Luke Slater discussed[4] how to handle Fedora's microblogging accounts and different languages and cultures. "This is a post in response to the discussions that have been going on in relation to what exactly we should do with the Fedora microblogging accounts and one of the subjects that I’m rather concerned about is how we’re going to deal with different languages and cultures."

Richard W.M. Jones developed[5] a comcept for a graphical libguestfs browser using Lablgtk2 and OCaml.

Rob Escriva wrote[6] about bootstrapping Python projects. "I'll be sharing how I use the standard library's doctest module, Georg Brandl's sphinx package, Logilab's PyLint program and Ned Batchelder's coverage module to keep the number of inconsistencies and defects in both my code and documentation low."

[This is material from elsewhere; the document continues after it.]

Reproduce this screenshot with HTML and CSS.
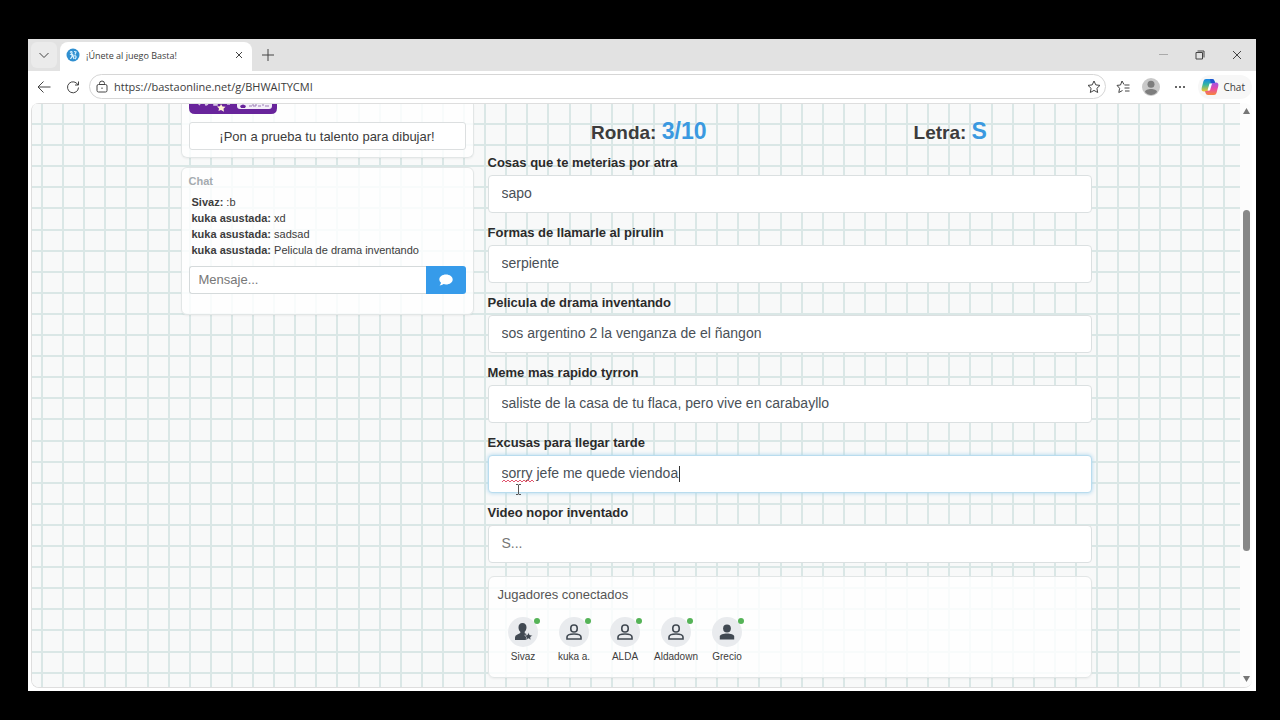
FILE: index.html
```html
<!DOCTYPE html>
<html lang="es">
<head>
<meta charset="utf-8">
<meta name="viewport" content="width=device-width, initial-scale=1">
<title>¡Únete al juego Basta!</title>
<link rel="stylesheet" href="styles.css">
</head>
<body>
<div class="window">
  <header class="tabbar">
    <button class="tab-menu" aria-label="Menú de pestañas"><svg width="12" height="12" viewBox="0 0 12 12"><path d="M1.5 4 6 8.500 10.500 4"/></svg></button>
    <div class="tab">
      <svg class="favicon" width="14" height="14" viewBox="0 0 14 14"><circle cx="7" cy="7" r="6.500" fill="#2f8fd0"/><path d="M4 4.500c2-2 3 0 1 2 2 0 1 4-1 4M8 3.500l2 .5-1 2.500M8 8c2-1 3 1 1 3M6.500 6l1.500 5" fill="none" stroke="#d9f1ff" stroke-width="1.200"/></svg>
      <span class="tab-title">¡Únete al juego Basta!</span>
      <button class="icon-btn" aria-label="Cerrar pestaña"><svg width="10" height="10" viewBox="0 0 10 10"><path d="m2 2 6 6M8 2 2 8"/></svg></button>
    </div>
    <button class="icon-btn new-tab" aria-label="Nueva pestaña"><svg width="14" height="14" viewBox="0 0 14 14"><path d="M7 1v12M1 7h12"/></svg></button>
    <div class="window-controls">
      <button class="icon-btn dim" aria-label="Minimizar"><svg width="12" height="12" viewBox="0 0 12 12"><path d="M2 5.500h9"/></svg></button>
      <button class="icon-btn" aria-label="Restaurar"><svg width="12" height="12" viewBox="0 0 12 12"><path d="M2 3.500h6.500V10H2zM3.500 2h6.500v6.500"/></svg></button>
      <button class="icon-btn" aria-label="Cerrar"><svg width="12" height="12" viewBox="0 0 12 12"><path d="m2 2 8 8M10 2 2 10"/></svg></button>
    </div>
  </header>
  <nav class="toolbar">
    <button class="icon-btn" aria-label="Atrás"><svg width="14" height="14" viewBox="0 0 14 14"><path d="M13.500 7H1M6.500 1.500 1 7l5.500 5.500"/></svg></button>
    <button class="icon-btn" aria-label="Recargar"><svg width="14" height="14" viewBox="0 0 14 14"><path d="M12 5A5.500 5.500 0 1 0 12.500 7.500M12.500 1.500V5H9"/></svg></button>
    <div class="address">
      <svg width="12" height="14" viewBox="0 0 12 14"><rect x="1" y="4.500" width="10" height="7.500" rx="1.500"/><path d="M3.500 4.500V3.500a2.500 2.500 0 0 1 5 0V4.500M6 7.500v1.500"/></svg>
      <input type="text" aria-label="Dirección" value="https://bastaonline.net/g/BHWAITYCMI">
      <button class="icon-btn" aria-label="Favorito"><svg width="14" height="14" viewBox="0 0 14 14"><path d="m7 1 1.800 3.900 4.200.5-3.100 2.900.8 4.200L7 10.400l-3.700 2.100.8-4.200L1 5.400l4.200-.5z"/></svg></button>
    </div>
    <div class="tools">
      <button class="icon-btn" aria-label="Favoritos"><svg width="14" height="14" viewBox="0 0 14 14"><path d="M8 4.500 6 1 4.500 5 1 5.400l2.600 2.900-.8 4.200L6.500 10.500M8.500 5H13.500M8.500 8H13.500M9 11h4.500"/></svg></button>
      <button class="icon-btn" aria-label="Perfil"><svg class="solid" width="18" height="18" viewBox="0 0 18 18"><circle cx="9" cy="9" r="9" fill="#c9c9c9"/><circle cx="9" cy="6.300" r="3.500" fill="#7d7d7d"/><path d="M3 14c0-4 12-4 12 0-3 4-9 4-12 0z" fill="#7d7d7d"/></svg></button>
      <button class="icon-btn" aria-label="Más opciones"><svg class="solid" width="16" height="4" viewBox="0 0 16 4"><circle cx="4" cy="2" r="1"/><circle cx="8" cy="2" r="1"/><circle cx="12" cy="2" r="1"/></svg></button>
      <button class="copilot"><svg class="solid" width="18" height="18" viewBox="0 0 18 18"><defs><linearGradient id="ca" x1="0" y1="0" x2="0" y2="1"><stop offset="0" stop-color="#1685e8"/><stop offset=".45" stop-color="#35b6a0"/><stop offset="1" stop-color="#f5c52b"/></linearGradient><linearGradient id="cb" x1="0" y1="0" x2="0" y2="1"><stop offset="0" stop-color="#9b55e8"/><stop offset=".5" stop-color="#e84aa8"/><stop offset="1" stop-color="#f7873a"/></linearGradient></defs><path d="M5 1h6q2 0 2.500 2L14 5h-2q-2 0-2.700 2L8 11q-.7 2.500-3 2.500H3Q0 13.500.7 10L2.500 3Q3 1 5 1z" fill="url(#ca)"/><path d="M13 17H7q-2 0-2.500-2L4 13h2q2 0 2.700-2L10 7q.7-2.500 3-2.500h2q3 0 2.300 3.500L15.500 15q-.5 2-2.500 2z" fill="url(#cb)"/><path d="M9 1h2q2 0 2.500 2l.5 2h-2q-1.500 0-2 1z" fill="#2052cf"/><path d="m8.500 5.500 2.500 0-2 7H6.500z" fill="#fff"/></svg>Chat</button>
    </div>
  </nav>
  <div class="viewport">
    <main class="page">
      <div class="container">
        <aside class="side">
          <section class="card promo">
            <svg class="banner" width="88" height="10" viewBox="0 1 88 10"><path d="M0 0h88v5q0 6-6 6H6q-6 0-6-6z" fill="#68249b"/><path d="M9 0l2 2M16 0l1 2 2-1M25 1h3v1h-3zM38 1h3" stroke="#d9c4e8" stroke-width="1.500"/><path d="m32 1 1.500 2.500 3 .3-2 2 .5 3L32 7l-2.500 1 .5-2.500-2-2 3-.2z" fill="#fff2d5"/><path d="M48 0h35v3q0 3-3 3H51q-3 0-3-3z" fill="#f4effa"/><path d="M51 3q3-3 6 0l-1 2h-4z" fill="#68249b"/><path d="M60 3h3M64 1v2h3V1M69 3h3M74 1v2M76 3h4" stroke="#9a7db3" fill="none"/></svg>
            <button class="promo-btn">¡Pon a prueba tu talento para dibujar!</button>
          </section>
          <section class="card chat">
            <h2>Chat</h2>
            <ul class="messages">
              <li><b>Sivaz:</b> :b</li>
              <li><b>kuka asustada:</b> xd</li>
              <li><b>kuka asustada:</b> sadsad</li>
              <li><b>kuka asustada:</b> Pelicula de drama inventando</li>
            </ul>
            <form class="send">
              <input type="text" placeholder="Mensaje..." aria-label="Mensaje">
              <button type="button" aria-label="Enviar"><svg width="14" height="12" viewBox="0 0 14 12"><path d="M7 .5c3.800 0 6.700 2.200 6.700 5s-2.900 5-6.700 5q-1.300 0-2.400-.4Q3 11.500.6 11.500q1.300-1.500 1.400-2.800Q.3 7.300.3 5.500c0-2.800 2.900-5 6.700-5z" fill="#fff"/></svg></button>
            </form>
          </section>
        </aside>
        <section class="game">
          <div class="status">
            <p>Ronda: <strong>3/10</strong></p>
            <p>Letra: <strong>S</strong></p>
          </div>
          <form class="answers">
            <div class="field"><label for="a1">Cosas que te meterias por atra</label><input id="a1" type="text" value="sapo"></div>
            <div class="field"><label for="a2">Formas de llamarle al pirulin</label><input id="a2" type="text" value="serpiente"></div>
            <div class="field"><label for="a3">Pelicula de drama inventando</label><input id="a3" type="text" value="sos argentino 2 la venganza de el ñangon"></div>
            <div class="field"><label for="a4">Meme mas rapido tyrron</label><input id="a4" type="text" value="saliste de la casa de tu flaca, pero vive en carabayllo"></div>
            <div class="field active"><label for="a5">Excusas para llegar tarde</label><input id="a5" type="text" value="sorry jefe me quede viendoa">
              <svg class="squiggle" width="32" height="4" viewBox="0 0 32 4"><path d="M0 3l2-2 2 2 2-2 2 2 2-2 2 2 2-2 2 2 2-2 2 2 2-2 2 2 2-2 2 2 2-2 2 2"/></svg>
              <span class="caret"></span>
              <svg class="pointer" width="7" height="11" viewBox="0 0 7 11"><path d="M1 .5h2l.5.5.5-.5h2M3.500 1v9M1 10.500h2l.5-.5.5.5h2"/></svg>
            </div>
            <div class="field"><label for="a6">Video nopor inventado</label><input id="a6" type="text" placeholder="S..."></div>
          </form>
          <section class="card players">
            <h2>Jugadores conectados</h2>
            <ul>
              <li><span class="avatar"><svg width="20" height="18" viewBox="0 0 20 18"><path d="M9.500 0c2.500 0 4 1.800 4 4.200 0 2-.8 3.600-1.800 4.500v1.500l2 .8-1.200 2 1.500 1.300V17H2v-2.500q0-2 2-2.800L7.300 10V8.700C6.300 7.800 5.500 6.200 5.500 4.200 5.500 1.800 7 0 9.500 0z"/><path d="m15.500 9.500 1.200 2.400 2.700.4-2 1.900.5 2.700-2.400-1.300-2.400 1.300.5-2.700-2-1.900 2.700-.4z" stroke="#e9ebee" stroke-width=".5"/></svg></span>Sivaz</li>
              <li><span class="avatar"><svg class="outline" width="16" height="18" viewBox="0 0 16 18"><rect x="4.800" y="2" width="6.400" height="7" rx="3"/><path d="M1 16v-2c0-4 14-4 14 0v2z"/></svg></span>kuka a.</li>
              <li><span class="avatar"><svg class="outline" width="16" height="18" viewBox="0 0 16 18"><rect x="4.800" y="2" width="6.400" height="7" rx="3"/><path d="M1 16v-2c0-4 14-4 14 0v2z"/></svg></span>ALDA</li>
              <li><span class="avatar"><svg class="outline" width="16" height="18" viewBox="0 0 16 18"><rect x="4.800" y="2" width="6.400" height="7" rx="3"/><path d="M1 16v-2c0-4 14-4 14 0v2z"/></svg></span>Aldadown</li>
              <li><span class="avatar"><svg width="16" height="18" viewBox="0 0 16 18"><circle cx="8" cy="5.500" r="3.900"/><path d="M.8 16.500v-3c0-4 14.400-4 14.400 0v3z"/></svg></span>Grecio</li>
            </ul>
          </section>
        </section>
      </div>
    </main>
    <div class="scrollbar">
      <svg width="7" height="6" viewBox="0 0 7 6"><path d="M3.500 0 7 6H0z"/></svg>
      <div class="track"><div class="thumb"></div></div>
      <svg width="7" height="6" viewBox="0 0 7 6"><path d="M0 0h7L3.500 6z"/></svg>
    </div>
  </div>
</div>
</body>
</html>
```

FILE: styles.css
```css
* { box-sizing: border-box; }

body {
  margin: 0;
  height: 100vh;
  padding: 39px 24px 29px 28px;
  display: flex;
  background: #000;
  color: #3c3c3c;
  font-family: "Liberation Sans", Arial, sans-serif;
}

h2, p, ul { margin: 0; padding: 0; }
ul { list-style: none; }
button, input { font: inherit; color: inherit; }
button { padding: 0; border: 0; background: none; }
input { min-width: 0; outline: 0; }

.window {
  flex: 1;
  min-width: 0;
  display: flex;
  flex-direction: column;
  background: #fff;
  font-size: 12px;
}

/* Browser frame */
.tabbar, .toolbar { font-family: "Open Sans", "Noto Sans", sans-serif; }
.tabbar svg, .toolbar svg { fill: none; stroke: #444; stroke-width: 1; }
.tabbar .favicon, .toolbar .solid { stroke: none; fill: #333; }
.tabbar .favicon path { stroke: #d9f1ff; }

.icon-btn {
  flex: none;
  display: grid;
  place-items: center;
}

.tabbar {
  display: flex;
  align-items: center;
  height: 32px;
  padding-left: 3px;
  background: #e2e2e2;
}

.tab-menu {
  display: grid;
  place-items: center;
  width: 26px;
  height: 26px;
  border-radius: 6px;
  background: #ebebeb;
}

.tab {
  display: flex;
  align-items: center;
  align-self: stretch;
  width: 192px;
  margin: 3px 0 0 3px;
  padding: 0 8px 3px 6px;
  border-radius: 8px 8px 0 0;
  background: #fff;
  font-size: 9px;
}
.tab-title { flex: 1; padding-left: 6px; white-space: nowrap; }
.new-tab { margin-left: 9px; }

.window-controls {
  display: flex;
  gap: 25px;
  margin-left: auto;
  padding-right: 13px;
}
.dim { opacity: .35; }

.toolbar {
  display: flex;
  align-items: center;
  height: 32px;
  padding: 0 4px 1px 9px;
  gap: 15px;
}

.address {
  flex: 1;
  display: flex;
  align-items: center;
  height: 25px;
  margin-left: -6px;
  padding: 0 4px 0 6px;
  gap: 6px;
  border: 1px solid #d6d6d6;
  border-radius: 13px;
}
.address input { flex: 1; padding: 0; border: 0; font-size: 11px; }

.tools { display: flex; align-items: center; gap: 12px; margin-left: -5px; }
.copilot {
  display: flex;
  align-items: center;
  gap: 4px;
  height: 24px;
  margin-left: -2px;
  padding: 0 7px 0 3px;
  border-radius: 12px;
  background: #f7f7f7;
  font-size: 10px;
}

/* Page area */
.viewport {
  flex: 1;
  min-height: 0;
  display: flex;
  margin: 0 4px 3px 3px;
  border: 1px solid #dedede;
  border-width: 0 0 1px 1px;
  border-radius: 8px;
  overflow: hidden;
}

.page {
  --line: #dae7e6;
  --ruled: var(--line) 0 2px, #0000 2px 21px, var(--line) 21px 23px, #0000 23px 42px,
    var(--line) 42px 44px, #0000 44px 63px, var(--line) 63px 65px, #0000 65px 84px,
    var(--line) 84px 86px, #0000 86px 106px, var(--line) 106px 108px, #0000 108px 127px,
    var(--line) 127px 129px, #0000 129px 148px, var(--line) 148px 150px, #0000 150px 169px,
    var(--line) 169px 171px, #0000 171px 190px, var(--line) 190px 192px, #0000 192px 211px;
  flex: 1;
  min-width: 0;
  overflow: hidden;
  border-top: 1px solid #dedede;
  background:
    linear-gradient(90deg, var(--ruled)) 9px 0 / 211px 211px,
    linear-gradient(var(--ruled)) 0 19px / 211px 211px,
    #f8f9f9;
}

.container {
  display: grid;
  grid-template-columns: 293fr 604fr;
  gap: 14px;
  align-items: start;
  max-width: 911px;
  margin: 0 auto;
}

.card {
  border: 1px solid #e2e6e6;
  border-radius: 6px;
  background: #ffffffd0;
  box-shadow: 0 1px 2px #0000000d;
}

.side { display: grid; gap: 9px; }

.promo {
  padding: 0 7px 7px;
  border-top: 0;
  border-radius: 0 0 6px 6px;
}
.banner { display: block; margin-bottom: 8px; }
.promo-btn {
  width: 100%;
  height: 28px;
  border: 1px solid #dcdfe0;
  border-radius: 3px;
  background: #fff;
  font-size: 13px;
}

.chat { padding: 6px 7px 20px; }
.chat h2 { color: #a5abb0; font-size: 11px; line-height: 14px; }
.messages { padding: 6px 3px 8px; line-height: 16px; font-size: 11px; }

.send { display: flex; }
.send input {
  flex: 1;
  height: 28px;
  padding: 0 9px 2px;
  border: 1px solid #d5dadb;
  border-right: 0;
  border-radius: 3px 0 0 3px;
  background: #fff;
  font-size: 13px;
}
.send button {
  display: grid;
  place-items: center;
  width: 40px;
  border-radius: 0 3px 3px 0;
  background: #369bea;
}
input::placeholder { color: #777; opacity: 1; }

.status {
  display: grid;
  grid-template-columns: 1fr 1fr;
  gap: 19px;
  padding: 12px 0 7px 20px;
  font-size: 19px;
  font-weight: bold;
  line-height: 30px;
  text-align: center;
}
.status p { white-space: nowrap; }
.status strong { color: #3b99e0; font-size: 23px; }

.answers { display: grid; gap: 12px; }
.field { position: relative; display: grid; gap: 4px; }
.field label { color: #2b2b2b; font-size: 13px; font-weight: bold; line-height: 16px; }
.field input {
  width: 100%;
  height: 38px;
  padding: 0 13px 3px;
  border: 1px solid #dbe0e1;
  border-radius: 4px;
  background: #fff;
  color: #495057;
  font-size: 14px;
}
.field.active input { border-color: #b9dcee; box-shadow: 0 0 4px #a9d5ee; }

.squiggle { position: absolute; left: 14px; top: 44px; fill: none; stroke: #e2556f; }
.caret { position: absolute; left: 191px; top: 31px; width: 1px; height: 16px; background: #333; }
.pointer { position: absolute; left: 27px; top: 49px; fill: none; stroke: #555; }

.players { margin-top: 13px; padding: 9px 9px 13px; }
.players h2 { color: #555; font-size: 13px; font-weight: normal; line-height: 18px; }
.players ul { display: flex; padding-top: 13px; }
.players li {
  display: grid;
  justify-items: center;
  gap: 3px;
  width: 51px;
  font-size: 10px;
  line-height: 14px;
}
.avatar {
  position: relative;
  display: grid;
  place-items: center;
  width: 30px;
  height: 30px;
  border-radius: 50%;
  background: #e9ebee;
}
.avatar svg { fill: #414952; }
.avatar .outline { fill: none; stroke: #414952; stroke-width: 1.6; }
.avatar::after {
  content: "";
  position: absolute;
  top: 1px;
  right: -2px;
  width: 6px;
  height: 6px;
  border-radius: 50%;
  background: #55b357;
}

.scrollbar {
  display: flex;
  flex-direction: column;
  align-items: center;
  width: 12px;
  padding: 5px 0;
  background: #fcfcfc;
}
.scrollbar svg { fill: #777; }
.track {
  flex: 1;
  display: grid;
  grid-template-rows: 96fr 341fr 125fr;
}
.thumb { grid-row: 2; width: 7px; border-radius: 4px; background: #888; }
```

Ian MacGregor had[7] some upgrade issues. "Just because xorg isn't working doesn't mean you can't get things done. Today I proved that you don't even need xorg to be able to surf the web, check email, download files, chat in IRC and have multiple windows open - though it's nice to have a working xorg. Keep some CLI apps installed and learn how to use the command line.. you never know when all of this may come in handy."

Rahul Sundaram covered[8] a few of the new features to be expected in Fedora 14.

Peter Hutterer summarized[9] the touchpad features now available in xorg. Peter also explained[10] some of the common misconceptions and issues about keyboard input under X.

Clint Savage continued[11] the discussion of "Combating Apathy in [Free and Open Source] Communities".

Mark McLoughlin announced[12] a new REST API for the Red Hat Enterprise Virtualization Manager. "The only current API for RHEV-M is a Windows Powershell plugin which provides a perfectly fine scripting interface for RHEV-M on Windows, but isn’t so easy to call remotely or to integrate with another application. By adding a REST API, we’re adding an integration interface which we hope everyone will find convenient to use."

Martin Sourada provided[13] an update on artwork for Fedora 14.

Felix Kaechele explained[14] how to filter out those annoying vuvuzelas using Fedora.

Kam Salisbury found[15] that Cygwin under Windows 7 has some minor networking issues. "Network communication also works, if you edit the Windows 7 firewall outbound rules to allow cygwin to communicate."

Andrew Overholt announced[16] the availability of Linux Tools 0.6 as part of the Helios Eclipse simultaneous release.